#### TASK STATEMENT:
Leave out the pictures, and write out exactly the lines from the beginning of the material to the line holding "string; pts: string", that line included, and nothing else.

____________________

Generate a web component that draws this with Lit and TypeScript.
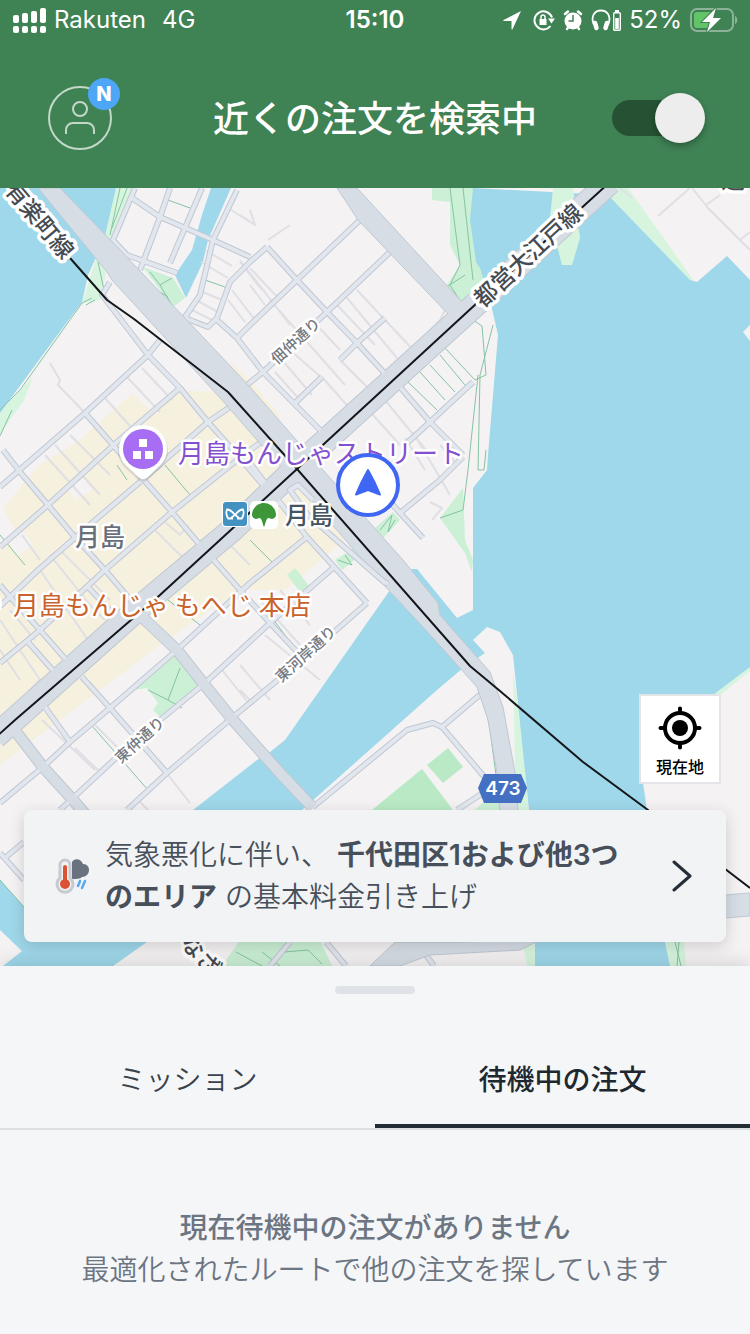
import { LitElement, html, svg, css } from "lit";
import { customElement, state } from "lit/decorators.js";

type Area = { cls: string; pts: string };

const AREAS: Area[] = [
  { cls: "shop", pts: "133,393 150,410 178,390 207,392 222,388 235,402 295,470 0,730 0,545 15,530 3,508 37,467 80,440" },
  { cls: "shop", pts: "230,362 250,380 281,417 270,422 244,398" },
  { cls: "shop", pts: "300,487 345,540 285,590 240,590 160,645 0,765 0,735" },
  { cls: "land", pts: "8,540 22,530 33,545 17,556" },
  { cls: "land", pts: "66,488 84,478 92,490 76,500" },
  { cls: "bank", pts: "116,188 134,188 112,245 100,300 82,303 95,262" },
  { cls: "bank", pts: "33,377 24,400 0,434 0,412" },
  { cls: "bank", pts: "608,195 614,188 628,188 694,281 690,280" },
  { cls: "park", pts: "143,267 173,278 185,298 173,307" },
  { cls: "park", pts: "432,188 474,188 472,220 476,262 490,268 494,300 463,306 445,288 460,265 450,245 450,202 432,200" },
  { cls: "park", pts: "463,488 440,518 465,553 472,572 473,560 465,540" },
  { cls: "park", pts: "375,528 393,512 400,520 383,538" },
  { cls: "park", pts: "335,560 356,547 358,557 342,570" },
  { cls: "park", pts: "287,575 295,568 310,587 300,592" },
  { cls: "park", pts: "175,655 200,685 160,717 153,710 158,703 147,688 135,690" },
  { cls: "field", pts: "448,748 463,767 443,783 427,765" },
  { cls: "field", pts: "422,769 453,810 372,810" },
  { cls: "park", pts: "488,797 517,797 517,815 470,815" },
  { cls: "bank", pts: "513,670 522,733 529,815 516,815" },
  { cls: "park", pts: "240,940 320,940 332,966 222,966" },
  { cls: "bank", pts: "505,940 535,940 535,966 527,966 524,950" },
  { cls: "bank", pts: "665,940 684,940 686,966 670,966" },
  { cls: "bank", pts: "713,695 750,667 750,671 720,695" },
];

const WATER: string[] = [
  "0,188 116,188 104,240 88,275 82,302 50,345 0,413",
  "211,188 231,188 208,240 203,262 186,298 175,275 192,250 202,215",
  "473,188 608,195 690,280 697,282 727,256 750,280 750,667 713,695 650,742 643,783 647,810 665,942 670,966 535,966 535,942 529,810 513,655 500,632 487,627 473,640 485,653 463,668 437,690 302,810 147,942 113,966 3,966 22,951 0,930 0,880 24,907 60,920 193,810 257,760 270,752 285,740 390,590 412,569 417,569 457,618 473,610 473,488 487,470 488,455 498,335 490,300 480,268 476,262 470,220",
];

const STREETS: string[] = [
  "M135,188L113,240L127,255L177,273",
  "M132,198L160,217L213,240L250,257",
  "M170,188L160,217L140,270",
  "M202,188L170,263",
  "M237,190L213,240L200,295L185,317",
  "M185,318L208,327L217,318L230,282L250,262L267,247",
  "M217,320L237,338L263,372L325,435",
  "M237,338L250,325L297,280L360,220",
  "M267,247L297,280L327,312L357,343L388,377",
  "M390,252L327,312L263,372L247,385",
  "M385,318L357,343L340,360",
  "M322,377L295,403",
  "M400,387L430,422L463,455",
  "M473,382L430,422L407,443",
  "M110,282L102,295L148,355L180,388L208,422L233,450L280,505",
  "M160,340L148,355L85,413L0,487",
  "M180,388L117,442L48,505L0,547",
  "M230,407L208,422L140,482L93,522L38,570L10,597L0,606",
  "M85,413L113,445L172,512L200,545",
  "M3,450L20,472L48,505L73,535L105,570L133,603",
  "M270,436L250,450L172,512L105,570L40,630L0,663",
  "M0,585L10,597L40,630L68,662",
  "M88,587L117,618",
  "M28,642L57,675",
  "M212,558L240,590L270,623L300,655",
  "M82,677L110,708L167,773",
  "M307,537L250,583L177,650L110,708L70,742L43,767L0,803",
  "M333,568L270,623L205,683L160,720L117,757L60,810",
  "M367,603L302,660L233,717L167,773L127,810",
  "M250,463L278,500L307,537L367,603",
  "M40,700L70,742",
  "M463,457L440,480L400,513L423,538",
  "M400,513L380,490",
  "M482,693L442,727L433,723L407,730L313,807",
  "M442,727L487,780",
  "M457,810L483,793",
  "M0,853L24,880",
  "M24,842L6,857",
  "M270,966L290,942",
  "M326,942L346,966",
  "M426,955L434,966",
];

const LANES: string[] = [
  "M50,363L60,380L58,385L85,413",
  "M126,376L160,412M142,368L172,400M105,398L138,435M70,435L110,475M55,445L100,495M45,455L90,505",
  "M205,250L232,266M201,262L228,278M198,290L222,300M196,300L218,312M192,310L212,320M208,240L246,256",
  "M228,208L250,222M240,262L262,290M232,290L255,320M228,300L245,322",
  "M240,260L290,325M250,268L280,300M250,285L265,305M270,300L345,385",
  "M357,290L415,352M347,298L397,358M337,305L375,345M415,352L412,360M312,320L340,350M340,360L368,388L395,372M445,310L440,320L400,362",
  "M290,350L322,378M282,360L312,395M322,377L360,420M300,400L275,372",
  "M385,400L430,455M373,415L400,445M413,432L450,495M405,438L425,470M440,445L455,462",
  "M430,502L442,508L432,520",
  "M155,530L185,560M165,522L180,535L188,525M230,545L250,565M60,550L110,600M50,555L90,605L105,620M40,570L88,640",
  "M0,620L40,680L30,690M10,610L35,640M80,540L95,560M0,650L20,680M22,535L40,560",
  "M280,590L310,625M260,600L300,645M240,665L270,700M222,670L250,705M265,635L320,680",
  "M42,720L95,770M75,748L100,772M95,725L120,750M168,775L190,803M140,802L150,812M240,690L250,700",
  "M268,240L290,225M240,215L255,225L250,210M690,188L658,216",
  "M706,205L720,195M692,188L708,208L750,250M740,240L750,232M620,188L632,198",
];

const PATHS: string[] = [
  "M120,188L110,235M127,188L112,228M98,262L104,290M92,298L82,303L20,390L0,410M0,436L12,410M86,305L95,300",
  "M150,272L160,285L173,307M160,285L172,278M157,290L168,297M168,200L190,208M205,280L225,287",
  "M450,188L460,265M463,188L473,280M460,265L450,285L463,305M445,288L465,275",
  "M473,320L482,326L486,375L475,380L445,348M430,365L455,392M420,372L445,400M408,382L437,410M440,355L465,385M493,325L480,375L478,470L484,470L486,450M478,375L468,470L463,510L440,518",
  "M400,387L475,320M165,465L190,495M127,480L117,465M200,625L168,600M148,690L168,700L180,668M168,700L182,708M270,615L296,650",
  "M0,535L25,565M250,540L275,565M345,555L352,565L338,560M380,530L392,515L388,532L395,520",
  "M93,727L148,790M484,697L490,730L496,775M0,880L24,907M236,952L262,966M262,952L280,966M284,952L308,950L322,964M675,942L681,966M679,942L677,966",
];

const HIGHWAYS: string[] = [
  "M38,188L60,188L120,250L184,317L250,387L305,450L323,470L403,560L438,603L440,615L490,672L503,707L517,783L518,815L500,815L497,773L488,720L477,687L432,637L422,626L383,584L300,487L270,455L222,400L112,280L107,272Z",
  "M337,188L357,188L463,303L472,302L455,322L450,316L358,220Z",
  "M370,966L395,942L460,942L540,940L520,950L430,955L400,966Z",
  "M700,897L750,893L750,916L700,920Z",
];

@customElement("map-canvas")
export class MapCanvas extends LitElement {
  static styles = css`
    :host { display: block; width: 100%; height: 100%; }
    svg { display: block; width: 100%; height: 100%; }
    .land { fill: #f4f2f3; }
    .shop { fill: #f6f0de; }
    .park { fill: #cbf0d5; }
    .bank { fill: #d7f5de; }
    .field { fill: #b9eac5; }
    .water { fill: #9fd8ea; }
    .lane, .path, .case, .street, .avenue-case, .avenue, .trunk-case, .trunk, .rail { fill: none; stroke-linejoin: round; }
    .lane { stroke: #dfdfe4; stroke-width: 2; }
    .path { stroke: #86c3a4; stroke-width: 1; }
    .case { stroke: #c0c8d5; stroke-width: 6; }
    .street { stroke: #e2e6ed; stroke-width: 4; }
    .avenue-case { stroke: #bfc8d2; stroke-width: 12; }
    .avenue { stroke: #d6dde5; stroke-width: 10; }
    .trunk-case { stroke: #bfc8d2; stroke-width: 25; }
    .trunk { stroke: #d6dde5; stroke-width: 23; }
    .highway { fill: #d6dde5; stroke: #bfc8d2; stroke-width: 1; }
    .rail { stroke: #14171a; stroke-width: 2; }
    text {
      font-family: "Noto Sans CJK JP", sans-serif;
      paint-order: stroke;
      stroke: #fff;
      stroke-width: 5px;
      stroke-linejoin: round;
      dominant-baseline: central;
    }
    .line { font-size: 23px; fill: #454b52; font-weight: 500; text-anchor: middle; stroke-width: 7px; }
    .road { font-size: 15px; fill: #75797f; font-weight: 500; text-anchor: middle; }
    .sight { font-size: 26px; fill: #8450cf; }
    .food { font-size: 26px; fill: #c9622b; }
    .town { font-size: 25px; fill: #68707a; font-weight: 500; }
    .station { font-size: 24px; fill: #465362; font-weight: 500; }
    .shield { font-family: Inter, sans-serif; font-size: 19px; font-weight: 600; fill: #fff; stroke: none; text-anchor: middle; }
  `;

  private line(cls: string, d: string) {
    return svg`<path class=${cls} d=${d}></path>`;
  }

  render() {
    const oedo = "M610,182L475,305L323,443L297,467L232,530L140,607L-5,737";
    const avenues = ["M143,618L177,650L203,683L233,720L280,773L313,808", "M13,728L43,767L73,800L85,814"];
    return html`
      <svg viewBox="0 188 750 778" preserveAspectRatio="xMidYMid slice" role="img" aria-label="月島周辺の地図">
        <rect class="land" x="-400" y="-400" width="1600" height="2000"></rect>
        ${AREAS.filter((a) => a.cls !== "land").map((a) => svg`<polygon class=${a.cls} points=${a.pts}></polygon>`)}
        ${AREAS.filter((a) => a.cls === "land").map((a) => svg`<polygon class=${a.cls} points=${a.pts}></polygon>`)}
        ${WATER.map((p) => svg`<polygon class="water" points=${p}></polygon>`)}
        <polygon class="bank" points="553,188 573,188 580,238 572,265 562,265 550,218"></polygon>
        <polygon class="land" points="743,332 750,325 750,341"></polygon>
        ${LANES.map((d) => this.line("lane", d))}
        ${PATHS.map((d) => this.line("path", d))}
        ${STREETS.map((d) => this.line("case", d))}
        ${avenues.map((d) => this.line("avenue-case", d))}
        ${this.line("trunk-case", oedo)}
        ${STREETS.map((d) => this.line("street", d))}
        ${HIGHWAYS.map((d) => this.line("highway", d))}
        ${this.line("trunk", oedo)}
        ${avenues.map((d) => this.line("avenue", d))}
        <path class="case" d="M313,500L298,485L290,490L308,515L384,582L388,584"></path>
        <path class="street" d="M313,500L298,485L290,490L308,515L384,582L388,584"></path>
        ${this.line("rail", "M70,258L107,300L134,319L228,392L297,469L470,666L500,691L583,762L648,810L750,888")}
        ${this.line("rail", "M610,182L477,303L325,443L297,469L233,528L160,595L15,720L-5,738")}

        <text class="line" transform="translate(41 219) rotate(50)">有楽町線</text>
        <text class="line" transform="translate(527 254) rotate(-43)">都営大江戸線</text>
        <text class="line" transform="translate(202 954) rotate(48)">なざ</text>
        <text class="line" x="733" y="178">通</text>
        <text class="road" transform="translate(295 340) rotate(-42)">佃仲通り</text>
        <text class="road" transform="translate(305 653) rotate(-42)">東河岸通り</text>
        <text class="road" transform="translate(139 739) rotate(-42)">東仲通り</text>
        <text class="town" x="75" y="535">月島</text>
        <text class="sight" x="178" y="451">月島もんじゃストリート</text>
        <text class="food" x="13" y="603">月島もんじゃ もへじ 本店</text>
        <text class="station" x="285" y="513">月島</text>
        <circle cx="-14" cy="604" r="16" fill="#fff"></circle>

        <path fill="#8a8a8a" opacity=".25" d="M118 451a25 25 0 0 1 50 0c0 12-8 18-15 24-5 5-7 7-10 7s-5-2-10-7c-7-6-15-12-15-24z"></path>
        <path fill="#fff" d="M119 449a24 24 0 0 1 48 0c0 12-8 17-14 23-5 5-7 7-10 7s-5-2-10-7c-6-6-14-11-14-23z"></path>
        <circle cx="143" cy="449" r="20" fill="#a76df2"></circle>
        <path fill="#fff" d="M139 439h8v8h-8zM133 451h8v8h-8zM145 451h8v8h-8z"></path>

        <rect x="222" y="501" width="26" height="26" rx="4" fill="#fff"></rect>
        <rect x="223" y="502" width="24" height="24" rx="3" fill="#4391c1"></rect>
        <path fill="none" stroke="#fff" stroke-width="1.800" d="M228.500 519c-2-3-2.500-7-1.500-9.500 4 0 6 3 8 5.500 2-2.500 4-5.500 8-5.500 1 2.500.5 6.500-1.500 9.500M231 519c0-2 2.500-3 4-4 1.500 1 4 2 4 4M228 518.500h5M237 518.500h5"></path>
        <rect x="250" y="501" width="28" height="28" rx="5" fill="#fff"></rect>
        <path fill="#3d9637" d="M264 526.500c-1 0-1-4-3-7.500-.8-1.200-2-1.500-3.200-.6-2.300 1.400-5.800-.4-5.800-3.400 0-6 5-12 12-12s12 6 12 12c0 3-3.500 4.800-5.800 3.400-1.200-.9-2.400-.6-3.200.6-2 3.500-2 7.500-3 7.500z"></path>

        <circle cx="368" cy="485" r="30" fill="#fff" stroke="#4067f3" stroke-width="4"></circle>
        <path fill="#4067f3" stroke="#4067f3" stroke-width="2" stroke-linejoin="round" d="M368 470C372 477 377 487 380 494.500L368 490L356 494.500C359 487 364 477 368 470Z"></path>

        <path fill="#4470c4" d="M484 774h37l6 14-6 15h-37l-6-15z"></path>
        <text class="shield" x="503" y="788">473</text>
      </svg>
    `;
  }
}

@customElement("status-bar")
export class StatusBar extends LitElement {
  static styles = css`
    :host {
      display: grid;
      grid-template-columns: 1fr auto 1fr;
      align-items: center;
      height: 40px;
      padding: 0 12px;
      color: #fff;
      font: 400 24px/40px Inter, sans-serif;
    }
    .group { display: flex; align-items: center; gap: 8px; }
    .network { margin-left: 8px; }
    .end { justify-content: flex-end; }
    .time { font-weight: 600; }
    .phones { display: flex; gap: 2px; }
    svg { display: block; flex: none; }
  `;

  render() {
    return html`
      <div class="group">
        <svg width="34" height="26" viewBox="0 0 34 26" fill="#fff" aria-hidden="true">
          <rect x="1" y="8" width="6" height="8" rx="2"></rect><rect x="1" y="19" width="6" height="7" rx="2"></rect>
          <rect x="10" y="6" width="6" height="10" rx="2"></rect><rect x="10" y="19" width="6" height="7" rx="2"></rect>
          <rect x="19" y="4" width="6" height="12" rx="2"></rect><rect x="19" y="19" width="6" height="7" rx="2"></rect>
          <rect x="28" y="1" width="6" height="15" rx="2"></rect><rect x="28" y="19" width="6" height="7" rx="2"></rect>
        </svg>
        <span>Rakuten</span>
        <span class="network">4G</span>
      </div>
      <span class="time">15:10</span>
      <div class="group end">
        <svg width="22" height="20" viewBox="0 0 22 20" fill="#fff" aria-hidden="true">
          <path d="M18 1L.5 10c-.5.4-.3 1 .3 1H8.500v8c0 .6.6.7 1 .2z"></path>
        </svg>
        <svg width="22" height="22" viewBox="0 0 22 22" fill="none" aria-hidden="true">
          <path stroke="#fff" stroke-width="2" d="M19 8.500A9 9 0 1 0 17.500 17"></path>
          <path fill="#fff" d="M15 9.500h7l-3.500 5zM6.500 10h7v6h-7z"></path>
          <path stroke="#fff" stroke-width="1.500" d="M8 10V8a2 2 0 0 1 4 0v2"></path>
        </svg>
        <svg width="20" height="22" viewBox="0 0 20 22" aria-hidden="true">
          <circle cx="10" cy="12" r="8.500" fill="#fff"></circle>
          <path stroke="#fff" stroke-width="2.500" stroke-linecap="round" d="M2 5L5 2.500M18 5L15 2.500M4 20L5.500 18M16 20L14.500 18"></path>
          <path fill="none" stroke="#3f8254" stroke-width="1.500" d="M10 6v6H5.500"></path>
        </svg>
        <div class="phones">
          <svg width="20" height="22" viewBox="0 0 20 22" fill="none" aria-hidden="true">
            <path stroke="#fff" stroke-width="1.800" d="M3 16C-1 7 4 1.500 10 1.500s11 5.500 7 14.500"></path>
            <path stroke="#fff" stroke-width="4.500" stroke-linecap="round" d="M4 14l1.500 5M16 14l-1.500 5"></path>
          </svg>
          <svg width="8" height="22" viewBox="0 0 8 22" aria-hidden="true">
            <rect x=".7" y="3.700" width="6.600" height="17.500" rx="1" fill="none" stroke="#fff" stroke-width="1.400"></rect>
            <path fill="#fff" d="M2 1h4v2H2zM2.200 9h3.600v11H2.200z"></path>
          </svg>
        </div>
        <span>52%</span>
        <svg width="48" height="24" viewBox="0 0 48 24" aria-hidden="true">
          <rect x="1" y="1" width="42" height="22" rx="6" fill="none" stroke="#8cb398" stroke-width="2"></rect>
          <rect x="4" y="4" width="19" height="16" rx="3" fill="#62c466"></rect>
          <path fill="#8cb398" d="M45 8c3 1 3 7 0 8z"></path>
          <path fill="#fff" stroke="#3f8254" stroke-width="2" paint-order="stroke" d="M26 0L12 14h8l-3 10L31 10h-8z"></path>
        </svg>
      </div>
    `;
  }
}

@customElement("app-root")
export class AppRoot extends LitElement {
  @state() private online = true;
  @state() private tab = 1;

  static styles = css`
    :host {
      display: flex;
      flex-direction: column;
      min-height: 100vh;
      background: #f5f6f8;
      color: #20282f;
      font-family: Inter, "Noto Sans CJK JP", sans-serif;
    }
    * { box-sizing: border-box; }
    button { font: inherit; color: inherit; border: 0; background: none; padding: 0; margin: 0; cursor: pointer; }
    svg { display: block; flex: none; }
    header { background: #3f8254; color: #fff; }
    .bar {
      display: grid;
      grid-template-columns: 1fr auto 1fr;
      align-items: center;
      height: 148px;
      padding: 8px 44px 0;
    }
    .avatar { position: relative; width: 64px; height: 64px; margin-left: 4px; }
    .badge {
      position: absolute;
      top: -8px;
      right: -8px;
      width: 32px;
      height: 32px;
      border-radius: 50%;
      background: #4da6f6;
      color: #fff;
      font: 800 20px/32px Inter, sans-serif;
      text-align: center;
    }
    h1 { margin: 0; padding-bottom: 4px; font: 500 36px/52px "Noto Sans CJK JP", sans-serif; }
    .switch {
      appearance: none;
      position: relative;
      justify-self: end;
      width: 94px;
      height: 50px;
      margin: 0;
      cursor: pointer;
    }
    .switch::before {
      content: "";
      position: absolute;
      inset: 7px 8px 7px 0;
      border-radius: 18px;
      background: #265233;
    }
    .switch::after {
      content: "";
      position: absolute;
      top: 0;
      left: 0;
      width: 50px;
      height: 50px;
      border-radius: 50%;
      background: #ededed;
      box-shadow: 0 3px 6px rgba(0, 0, 0, 0.3);
    }
    .switch:checked::after { left: auto; right: 1px; }
    .map { position: relative; flex: 1; min-height: 480px; display: flex; flex-direction: column; justify-content: flex-end; }
    map-canvas { position: absolute; inset: 0; overflow: hidden; }
    .over { position: relative; display: flex; flex-direction: column; gap: 26px; padding: 24px; }
    .locate {
      align-self: flex-end;
      display: flex;
      flex-direction: column;
      align-items: center;
      gap: 4px;
      width: 82px;
      margin-right: 5px;
      padding: 10px 0 4px;
      background: #fff;
      border: 2px solid #e3e5e8;
      font: 500 16px/24px "Noto Sans CJK JP", sans-serif;
      color: #000;
    }
    .notice {
      display: flex;
      align-items: center;
      gap: 16px;
      width: 100%;
      padding: 24px 34px 24px 31px;
      border-radius: 8px;
      background: #f1f3f5;
      box-shadow: 0 4px 16px rgba(0, 0, 0, 0.16);
      color: #474f5a;
      font: 350 28px/42px Inter, "Noto Sans CJK JP", sans-serif;
      text-align: left;
    }
    .message { flex: 1; }
    .message b { font-weight: 600; }
    .chevron { margin-left: 16px; }
    .sheet { position: relative; background: #f5f6f8; box-shadow: 0 -4px 16px rgba(0, 0, 0, 0.12); }
    .handle { display: block; width: 80px; height: 8px; margin: 0 auto 40px; border-radius: 4px; background: #dfe2e6; }
    .grip { padding-top: 20px; }
    .tabs { display: grid; grid-template-columns: 1fr 1fr; border-bottom: 2px solid #dcdfe2; }
    .tab {
      padding: 23px 0 25px;
      border-bottom: 4px solid transparent;
      font: 350 28px/42px "Noto Sans CJK JP", sans-serif;
      color: #3a424c;
    }
    .tab.on { font-weight: 500; color: #20282f; border-bottom-color: #222c33; }
    .empty { padding: 75px 24px 45px; text-align: center; color: #6c7581; font: 350 28px/42px "Noto Sans CJK JP", sans-serif; }
    .empty h2 { margin: 0; font: inherit; font-weight: 500; }
    .empty p { margin: 0; }
  `;

  render() {
    const tabs = ["ミッション", "待機中の注文"];
    return html`
      <header>
        <status-bar></status-bar>
        <div class="bar">
          <button class="avatar" aria-label="アカウント">
            <svg width="64" height="64" viewBox="0 0 64 64" fill="none" stroke="#c3d8c9" stroke-width="2" aria-hidden="true">
              <circle cx="32" cy="32" r="31"></circle>
              <circle cx="32" cy="23" r="7"></circle>
              <path d="M18 48v-4a7 7 0 0 1 7-7h14a7 7 0 0 1 7 7v4"></path>
            </svg>
            <span class="badge">N</span>
          </button>
          <h1>近くの注文を検索中</h1>
          <input
            class="switch"
            type="checkbox"
            role="switch"
            aria-label="オンライン"
            .checked=${this.online}
            @change=${(e: Event) => (this.online = (e.target as HTMLInputElement).checked)}
          />
        </div>
      </header>

      <section class="map">
        <map-canvas></map-canvas>
        <div class="over">
          <button class="locate">
            <svg width="44" height="44" viewBox="0 0 44 44" aria-hidden="true">
              <circle cx="22" cy="22" r="15" fill="none" stroke="#000" stroke-width="4"></circle>
              <circle cx="22" cy="22" r="8" fill="#000"></circle>
              <path stroke="#000" stroke-width="4" stroke-linecap="round" d="M22 2.500V7M22 37v4.500M2.500 22H7M37 22h4.500"></path>
            </svg>
            現在地
          </button>
          <button class="notice">
            <svg width="34" height="36" viewBox="0 0 34 36" aria-hidden="true">
              <path fill="#69727e" d="M17 21V4c2-4 9-4 11 2 4 0 6 3 6 6 0 4-3 7-7 7-2 2-5 2-10 2z"></path>
              <path stroke="#5aa9ef" stroke-width="2.500" stroke-linecap="round" d="M25 23l-2 5M30 23l-3 7"></path>
              <path fill="#f1f3f5" stroke="#c6cad1" stroke-width="3" d="M5 20V7a5 5 0 0 1 10 0v13a8 8 0 1 1-10 0z"></path>
              <path stroke="#dc5334" stroke-width="4" stroke-linecap="round" d="M10 9v16"></path>
              <circle cx="10" cy="26" r="5" fill="#dc5334"></circle>
            </svg>
            <span class="message">気象悪化に伴い、 <b>千代田区1および他3つのエリア</b> の基本料金引き上げ</span>
            <svg class="chevron" width="20" height="36" viewBox="0 0 20 36" fill="none" aria-hidden="true">
              <path stroke="#252d36" stroke-width="3" stroke-linecap="round" stroke-linejoin="round" d="M2 4l16 14L2 32"></path>
            </svg>
          </button>
        </div>
      </section>

      <section class="sheet">
        <div class="grip"><button class="handle" aria-label="シートを開く"></button></div>
        <div class="tabs" role="tablist">
          ${tabs.map(
            (t, i) => html`<button
              class="tab ${i === this.tab ? "on" : ""}"
              role="tab"
              aria-selected=${i === this.tab}
              @click=${() => (this.tab = i)}
            >${t}</button>`
          )}
        </div>
        <div class="empty">
          <h2>現在待機中の注文がありません</h2>
          <p>最適化されたルートで他の注文を探しています</p>
        </div>
      </section>
    `;
  }
}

____________________

#### SOLVED EXERCISE:
Generate a web component that draws this with Lit and TypeScript.
import { LitElement, html, svg, css } from "lit";
import { customElement, state } from "lit/decorators.js";

type Area = { cls: string; pts: string };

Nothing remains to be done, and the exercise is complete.